We used to have a transport sector support programme of US$48 million, started in April 2000, and funded by Danida. Had this programme been undertaken to completion, it could have created employment opportunities and enhanced trade through efficient movement of commodities within the country and the region.

In addition, a labour-based roads and rehabilitation works programme, established in October 1995, and funded by the Swedish government to the tune US$15,1 million, was aimed at rehabilitating 116 km of roads as well as training indigenous small-scale road contractors. This was meant to enhance entrepreneurial skills and capacity building for the rural population.

However, no new programmes have been put in place because of Sweden’s suspension of cooperation with Zimbabwe.

Health sector

Danida has also suspended the US$29,7 million health sector support programmes established in May 2000 as a result of the land reform programme. Zimbabwe’s grant application for funding for its HIV and Aids programmes to the Global Fund for Aids was also rejected on political grounds.

Three-quarters of the equipment in hospitals in the capital, Harare, are not functional and this has had serious repercussions on the ordinary people. In the backdrop of an already overburdened health delivery system, many Zimbabweans are now finding it difficult to access affordable health facilities and drugs, particularly anti-retrovirals for HIV and Aids patients.

The City of Harare’s health department immensely benefited from the various joint research projects with international stakeholders. These projects have since been terminated. The department used to benefit from such projects, as after their completion, it took over the equipment used for the research projects.

The sanctions have also indirectly resulted in the relocation of the World Health Organisation’s regional offices to Congo Brazzaville, accompanied by retrenchment of Zimbabweans formerly employed by the WHO.

Regional cooperation

Sanctions are affecting the smooth running of regional groupings such as Sadc and Comesa. The European Union, through the European Fund, compensates Comesa member-states for revenue losses suffered under the tariff phase-down exercise under specific conditions which take into account macroeconomic policies and governance issues.

Zimbabwe has not benefited from the fund and this could affect, in the long-term, its tariff reduction process in line with other countries in Comesa, thereby undermining regional integration initiatives.

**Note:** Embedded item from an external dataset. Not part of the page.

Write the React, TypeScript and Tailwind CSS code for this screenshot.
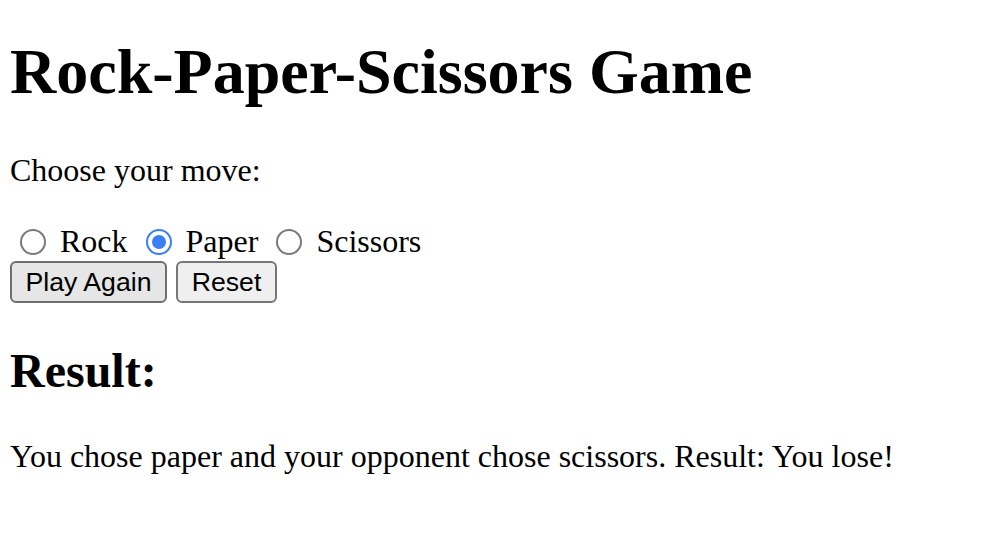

In 2000, the US enacted a new law called the African Growth and Opportunity Act (Agoa), which offers tangible incentives for African countries to open their economies, build free markets and embrace political pluralism.

Those countries that adopt free market principles and are perceived to adhere to the rule of law and respect human rights are, therefore, eligible under Agoa to export a wide range of goods to the US duty-free.

In a single year, Agoa led to an increase in exports from Africa to the US by more than 1 000%, generating nearly US$1 billion in investment and creating thousand of jobs. This increase in trade included a diverse list of products, among them apparel, cut flowers and processed agricultural goods.

Thirty-seven African countries have met the Agoa criteria and are eligible for the trade incentives. Zimbabwe does not enjoy any preferential trade under Agoa because of the sanctions imposed on it by the US.

It is, therefore, evident from the above that sanctions imposed on Zimbabwe have adversely affected vulnerable groups and the economy in general. Significant progress that the country had made in the development of infrastructure, health and social service delivery systems has been severely affected by the imposition of sanctions.

The protracted foreign currency shortages that the country has been facing since 2000 have crippled the operations of industry, which heavily rely on imported inputs for their daily operations.

Decline in the key sectors of the economy have occasioned high unemployment, an inefficient health delivery system, reduction in FDI and the drying up of balance of payments support. On the whole, sanctions are partly responsible for the decline in economic activity over the last seven years. — Africa Business.